# START OF Collected data

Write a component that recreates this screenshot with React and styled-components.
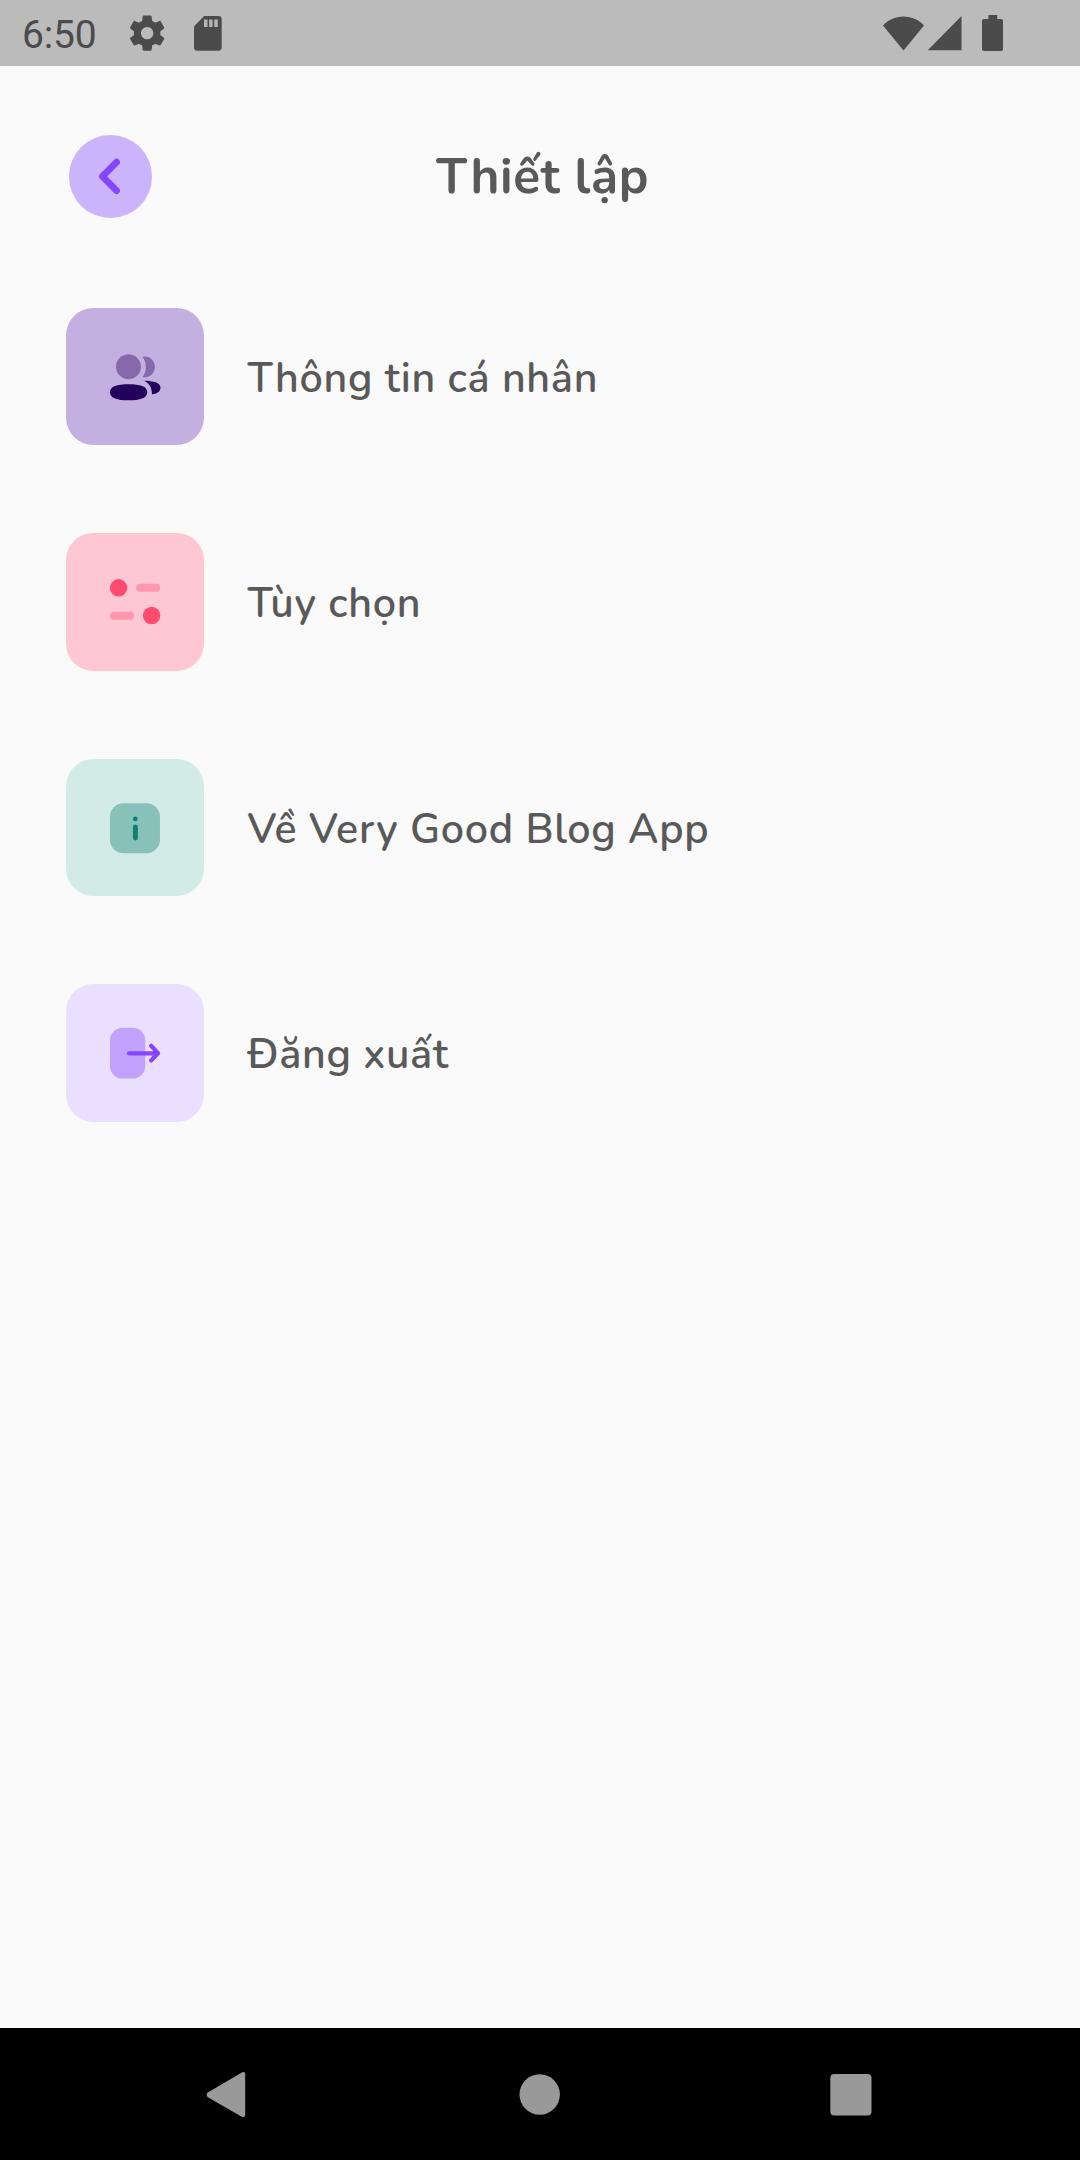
import React from 'react';
import styled, { createGlobalStyle } from 'styled-components';

const GlobalStyle = createGlobalStyle`
  * { box-sizing: border-box; }
  body { margin: 0; background: #fafafa; }
`;

const Screen = styled.div`
  display: flex;
  flex-direction: column;
  width: 1080px;
  height: 2160px;
  overflow: hidden;
  background: #fafafa;
  color: #595959;
  font-family: Nunito, Lato, 'Open Sans', sans-serif;
`;

const StatusBar = styled.header`
  display: flex;
  align-items: center;
  justify-content: space-between;
  flex: none;
  height: 66px;
  padding: 0 76px 0 22px;
  background: #bbbbbb;
  color: #4b4b4b;
`;

const StatusGroup = styled.div`
  display: flex;
  align-items: center;
`;

const Clock = styled.time`
  width: 103.5px;
  padding-top: 3px;
  font: 400 39px/46px Roboto, sans-serif;
  letter-spacing: -0.2px;
`;

const Glyph = styled.svg`
  display: block;
  flex: none;
  width: ${(p) => p.$w}px;
  height: ${(p) => p.$h}px;
  margin-left: ${(p) => p.$gap || 0}px;
`;

const TitleBar = styled.div`
  display: grid;
  grid-template-columns: 82.5px 1fr 82.5px;
  align-items: center;
  flex: none;
  margin-top: 69px;
  padding: 0 69px;
`;

const BackButton = styled.button`
  width: 82.5px;
  height: 82.5px;
  padding: 0;
  border: 0;
  border-radius: 50%;
  background: #cbb4fb;
`;

const Title = styled.h1`
  margin: 0;
  padding: 2px 0 0 5.5px;
  text-align: center;
  font-size: 49.5px;
  font-weight: 700;
  line-height: 68px;
  letter-spacing: 0.69px;
  white-space: nowrap;
`;

const Menu = styled.ul`
  display: flex;
  flex: 1;
  flex-direction: column;
  gap: 88px;
  margin: 90.25px 0 0;
  padding: 0 66px;
  list-style: none;
`;

const MenuItem = styled.li`
  display: flex;
  align-items: center;
  gap: 44px;
`;

const Tile = styled.span`
  display: grid;
  place-items: center;
  width: 137.5px;
  height: 137.5px;
  border-radius: 27.5px;
  background: ${(p) => p.$tint};
`;

const Label = styled.span`
  padding-top: 4px;
  font-size: 41.25px;
  font-weight: 600;
  line-height: 56px;
  letter-spacing: 0.69px;
  white-space: nowrap;
`;

const NavBar = styled.nav`
  display: flex;
  align-items: center;
  justify-content: space-between;
  flex: none;
  height: 132px;
  padding: 0 208px 0 206px;
  background: #000;
`;

const PeopleIcon = () => (
  <Glyph $w={66} $h={66} viewBox="0.3 0 66 66">
    <g fill="#8569ab">
      <circle cx="26.75" cy="22.75" r="12.5" />
      <path d="M40.8 12.7A10.4 10.4 0 1 1 40.8 33.1A17.2 17.2 0 0 0 40.8 12.7Z" />
    </g>
    <g fill="#24005d">
      <path d="M26.9 40.2C38.5 40.2 45.5 42.2 45.5 48.2S38.5 56.3 26.9 56.3S8.25 54.2 8.25 48.2S15.3 40.2 26.9 40.2Z" />
      <path d="M42.7 36.8C51.5 36.8 58.8 38.8 58.8 43.6C58.8 47.8 55 50.1 50.2 50.4C50.4 44.2 47.9 39.6 42.7 36.8Z" />
    </g>
  </Glyph>
);

const SlidersIcon = () => (
  <Glyph $w={66} $h={66} viewBox="0.3 0 66 66">
    <g fill="#ff98ae">
      <rect x="34.5" y="14.8" width="24" height="8" rx="4" />
      <rect x="8.25" y="42.8" width="24" height="8" rx="4" />
    </g>
    <g fill="#ff4b70">
      <circle cx="16.9" cy="18.8" r="8.7" />
      <circle cx="49.9" cy="46.5" r="8.7" />
    </g>
  </Glyph>
);

const InfoIcon = () => (
  <Glyph $w={66} $h={66} viewBox="0.3 0 66 66">
    <rect x="8.25" y="8.25" width="50" height="50" rx="13.5" fill="#88c0ba" />
    <g fill="#11806f">
      <circle cx="33.6" cy="23.9" r="2.4" />
      <rect x="31.25" y="29.5" width="4.9" height="16" rx="2.45" />
    </g>
  </Glyph>
);

const LogoutIcon = () => (
  <Glyph $w={66} $h={66} viewBox="0.3 0 66 66">
    <rect x="8.25" y="7.75" width="35.3" height="50.8" rx="12.5" fill="#c1a3ff" />
    <path
      d="M27.3 33.3H56.2M49.4 25.8L56.4 33.3L49.4 40.5"
      fill="none"
      stroke="#8447ff"
      strokeWidth="4.2"
      strokeLinecap="round"
      strokeLinejoin="round"
    />
  </Glyph>
);

const items = [
  { label: 'Thông tin cá nhân', tint: '#c3b0e1', Icon: PeopleIcon },
  { label: 'Tùy chọn', tint: '#ffc6d3', Icon: SlidersIcon },
  { label: 'Về Very Good Blog App', tint: '#d2ebe7', Icon: InfoIcon },
  { label: 'Đăng xuất', tint: '#eadfff', Icon: LogoutIcon },
];

export default function App() {
  return (
    <Screen>
      <GlobalStyle />
      <StatusBar>
        <StatusGroup>
          <Clock>6:50</Clock>
          <Glyph $w={42.3} $h={42.3} viewBox="0 0 24 24" fill="currentColor">
            <path d="M19.43 12.98c.04-.32.07-.64.07-.98s-.03-.66-.07-.98l2.11-1.65c.19-.15.24-.42.12-.64l-2-3.46c-.12-.22-.39-.3-.61-.22l-2.49 1c-.52-.4-1.08-.73-1.69-.98l-.38-2.65C14.46 2.18 14.25 2 14 2h-4c-.25 0-.46.18-.49.42l-.38 2.65c-.61.25-1.17.59-1.69.98l-2.49-1c-.23-.09-.49 0-.61.22l-2 3.46c-.13.22-.07.49.12.64l2.11 1.65c-.04.32-.07.65-.07.98s.03.66.07.98l-2.11 1.65c-.19.15-.24.42-.12.64l2 3.46c.12.22.39.3.61.22l2.49-1c.52.4 1.08.73 1.69.98l.38 2.65c.03.24.24.42.49.42h4c.25 0 .46-.18.49-.42l.38-2.65c.61-.25 1.17-.59 1.69-.98l2.49 1c.23.09.49 0 .61-.22l2-3.46c.12-.22.07-.49-.12-.64l-2.11-1.65zM12 15.5c-1.93 0-3.5-1.57-3.5-3.5s1.57-3.5 3.5-3.5 3.5 1.57 3.5 3.5-1.57 3.5-3.5 3.5z" />
          </Glyph>
          <Glyph $w={28} $h={35} $gap={26} viewBox="0 0 28 35">
            <path d="M10.2 0H24.3Q27.7 0 27.7 3.4V31.2Q27.7 34.7 24.3 34.7H3.4Q0 34.7 0 31.2V10.3Z" fill="currentColor" />
            <path d="M10 3.4h3.5v7.6H10ZM15.1 3.4h3.5v7.6h-3.5ZM20.2 3.4h3.6v7.6h-3.6Z" fill="#b5b5b5" />
          </Glyph>
        </StatusGroup>
        <StatusGroup>
          <Glyph $w={41} $h={35} viewBox="0 0 41 35" fill="currentColor">
            <path d="M0 9.5C5 4.2 12 .5 20.5 .5S36 4.2 41 9.5L20.5 34.5Z" />
          </Glyph>
          <Glyph $w={34} $h={35} $gap={4} viewBox="0.3 0.4 34 35" fill="currentColor">
            <path d="M33.8 .5V34.7H0Z" />
          </Glyph>
          <Glyph $w={22} $h={36} $gap={20} viewBox="0 0 22 36" fill="currentColor">
            <path d="M6.4 0h8.8v4H19.2Q21 4 21 6V34Q21 36 19.2 36H2Q0 36 0 34V6Q0 4 2 4H6.4Z" />
          </Glyph>
        </StatusGroup>
      </StatusBar>
      <TitleBar>
        <BackButton aria-label="Quay lại">
          <Glyph $w={82.5} $h={82.5} viewBox="0 0 82.5 82.5">
            <path
              d="M47.6 27.1L33.4 41.4L47.6 55.7"
              fill="none"
              stroke="#8447ff"
              strokeWidth="6.7"
              strokeLinecap="round"
              strokeLinejoin="round"
            />
          </Glyph>
        </BackButton>
        <Title>Thiết lập</Title>
      </TitleBar>
      <Menu>
        {items.map(({ label, tint, Icon }) => (
          <MenuItem key={label}>
            <Tile $tint={tint}>
              <Icon />
            </Tile>
            <Label>{label}</Label>
          </MenuItem>
        ))}
      </Menu>
      <NavBar>
        <Glyph $w={40} $h={46} viewBox="0 -.6 40 46" overflow="visible" fill="#999">
          <path d="M35.4 1.2Q39.2 -.8 39.2 3V43Q39.2 46.8 35.4 44.8L1.8 25.6Q-.6 23.2 1.8 20.8Z" />
        </Glyph>
        <Glyph $w={43} $h={41} viewBox="-2.2 0 43 41" overflow="visible" fill="#999">
          <circle cx="20.5" cy="20.5" r="20.2" />
        </Glyph>
        <Glyph $w={42} $h={42} viewBox="0 -.7 42 42" overflow="visible" fill="#999">
          <rect x=".3" y=".3" width="41.2" height="41.4" rx="4" />
        </Glyph>
      </NavBar>
    </Screen>
  );
}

# END OF Collected data

**What the task asks**
Return every line in the listing that contains the word "components".

**Response below**
Write a component that recreates this screenshot with React and styled-components.
import styled, { createGlobalStyle } from 'styled-components';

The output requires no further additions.